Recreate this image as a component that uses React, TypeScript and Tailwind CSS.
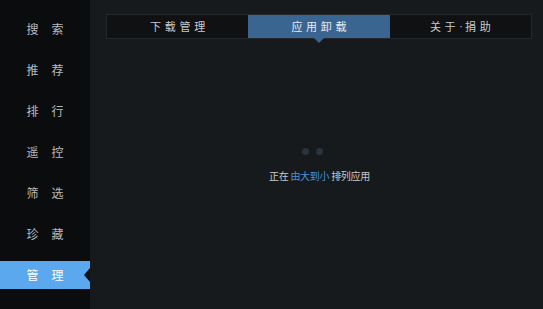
import React from 'react';

const menu = [
  ['搜', '索'],
  ['推', '荐'],
  ['排', '行'],
  ['遥', '控'],
  ['筛', '选'],
  ['珍', '藏'],
  ['管', '理'],
];

export default function App() {
  return <div className="w-[543px] h-[309px] flex overflow-hidden bg-[#171a1d]" style={{ fontFamily: '"Noto Sans CJK SC", "Noto Sans", sans-serif' }}>
      {/* Sidebar */}
      <div className="w-[90px] h-full bg-[#0b0c0e] flex flex-col pt-[15px] gap-[13px]">
        {menu.map(([a, b], i) => {
        const active = i === menu.length - 1;
        return <div key={i} className={`relative h-[28px] flex items-center justify-center gap-[13px] text-[12px] ${active ? 'bg-[#5ca8ee] text-white' : 'text-[#b8babc]'}`}>
              <span>{a}</span>
              <span>{b}</span>
              {active && <div className="absolute right-0 top-[7px] w-0 h-0 border-y-[7px] border-y-transparent border-r-[6px] border-r-[#111315]" />}
            </div>;
      })}
      </div>

      {/* Main */}
      <div className="flex-1 flex flex-col">
        <div className="mt-[14px] ml-[16px] w-[426px] h-[25px] grid grid-cols-3 border border-[#24282c] bg-[#0f1113] text-[11px]">
          <div className="flex items-center justify-center tracking-[3.7px] pl-[3.7px] text-[#c9cbcd]">下载管理</div>
          <div className="relative flex items-center justify-center tracking-[3.7px] pl-[3.7px] bg-[#3a6591] text-[#e6edf4]">
            应用卸载
            <div className="absolute left-1/2 -translate-x-1/2 -bottom-[5px] w-0 h-0 border-x-[5px] border-x-transparent border-t-[5px] border-t-[#3a6591]" />
          </div>
          <div className="flex items-center justify-center tracking-[3.7px] pl-[3.7px] text-[#c9cbcd]">
            关于<span className="font-['Liberation_Sans'] tracking-[2px]">·</span>捐助
          </div>
        </div>

        <div className="flex flex-col items-center mt-[109px]">
          <div className="flex gap-[7px] -ml-[8px]">
            <span className="w-[7px] h-[7px] rounded-full bg-[#2b333d]" />
            <span className="w-[7px] h-[7px] rounded-full bg-[#2b333d]" />
          </div>
          <div className="mt-[13px] ml-[6px] text-[10px] tracking-[-0.3px] text-[#c7c9cb]">
            正在 <span className="text-[#4a93d6]">由大到小</span> 排列应用
          </div>
        </div>
      </div>
    </div>;
}
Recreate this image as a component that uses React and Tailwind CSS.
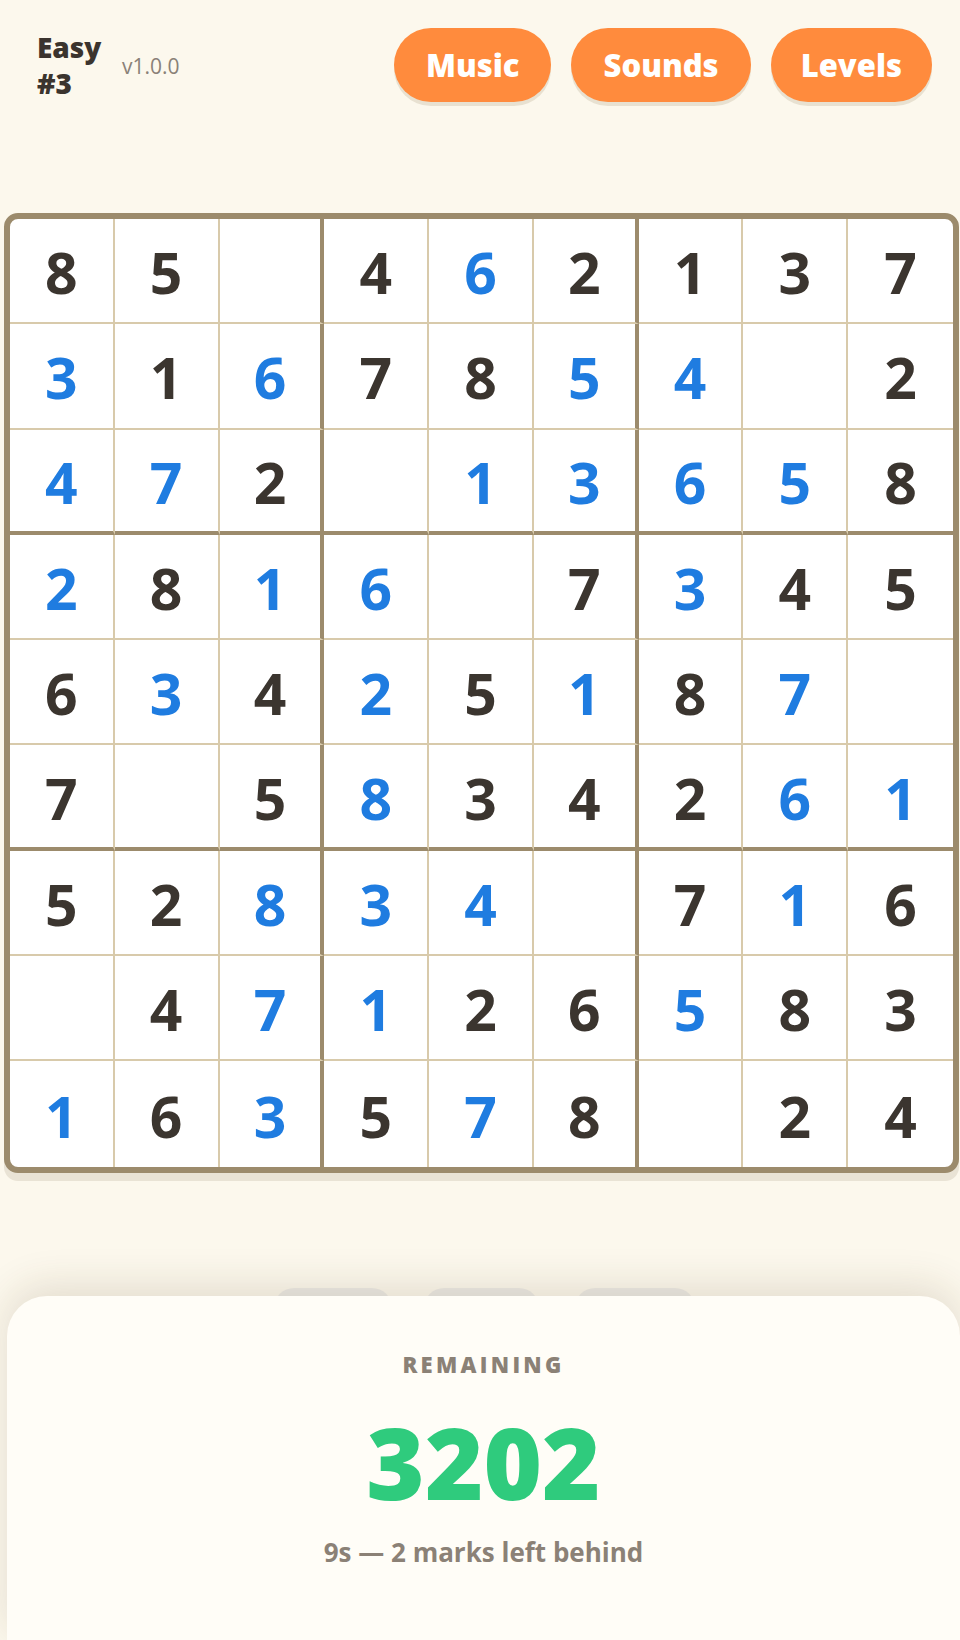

—————

Instructions for the task:
Retype every record above exactly as written, but leave out the pictures.

Result of this task:
Recreate this image as a component that uses React, TypeScript and Tailwind CSS.
import React from 'react';

const menu = [
  ['搜', '索'],
  ['推', '荐'],
  ['排', '行'],
  ['遥', '控'],
  ['筛', '选'],
  ['珍', '藏'],
  ['管', '理'],
];

export default function App() {
  return <div className="w-[543px] h-[309px] flex overflow-hidden bg-[#171a1d]" style={{ fontFamily: '"Noto Sans CJK SC", "Noto Sans", sans-serif' }}>
      {/* Sidebar */}
      <div className="w-[90px] h-full bg-[#0b0c0e] flex flex-col pt-[15px] gap-[13px]">
        {menu.map(([a, b], i) => {
        const active = i === menu.length - 1;
        return <div key={i} className={`relative h-[28px] flex items-center justify-center gap-[13px] text-[12px] ${active ? 'bg-[#5ca8ee] text-white' : 'text-[#b8babc]'}`}>
              <span>{a}</span>
              <span>{b}</span>
              {active && <div className="absolute right-0 top-[7px] w-0 h-0 border-y-[7px] border-y-transparent border-r-[6px] border-r-[#111315]" />}
            </div>;
      })}
      </div>

      {/* Main */}
      <div className="flex-1 flex flex-col">
        <div className="mt-[14px] ml-[16px] w-[426px] h-[25px] grid grid-cols-3 border border-[#24282c] bg-[#0f1113] text-[11px]">
          <div className="flex items-center justify-center tracking-[3.7px] pl-[3.7px] text-[#c9cbcd]">下载管理</div>
          <div className="relative flex items-center justify-center tracking-[3.7px] pl-[3.7px] bg-[#3a6591] text-[#e6edf4]">
            应用卸载
            <div className="absolute left-1/2 -translate-x-1/2 -bottom-[5px] w-0 h-0 border-x-[5px] border-x-transparent border-t-[5px] border-t-[#3a6591]" />
          </div>
          <div className="flex items-center justify-center tracking-[3.7px] pl-[3.7px] text-[#c9cbcd]">
            关于<span className="font-['Liberation_Sans'] tracking-[2px]">·</span>捐助
          </div>
        </div>

        <div className="flex flex-col items-center mt-[109px]">
          <div className="flex gap-[7px] -ml-[8px]">
            <span className="w-[7px] h-[7px] rounded-full bg-[#2b333d]" />
            <span className="w-[7px] h-[7px] rounded-full bg-[#2b333d]" />
          </div>
          <div className="mt-[13px] ml-[6px] text-[10px] tracking-[-0.3px] text-[#c7c9cb]">
            正在 <span className="text-[#4a93d6]">由大到小</span> 排列应用
          </div>
        </div>
      </div>
    </div>;
}
Recreate this image as a component that uses React and Tailwind CSS.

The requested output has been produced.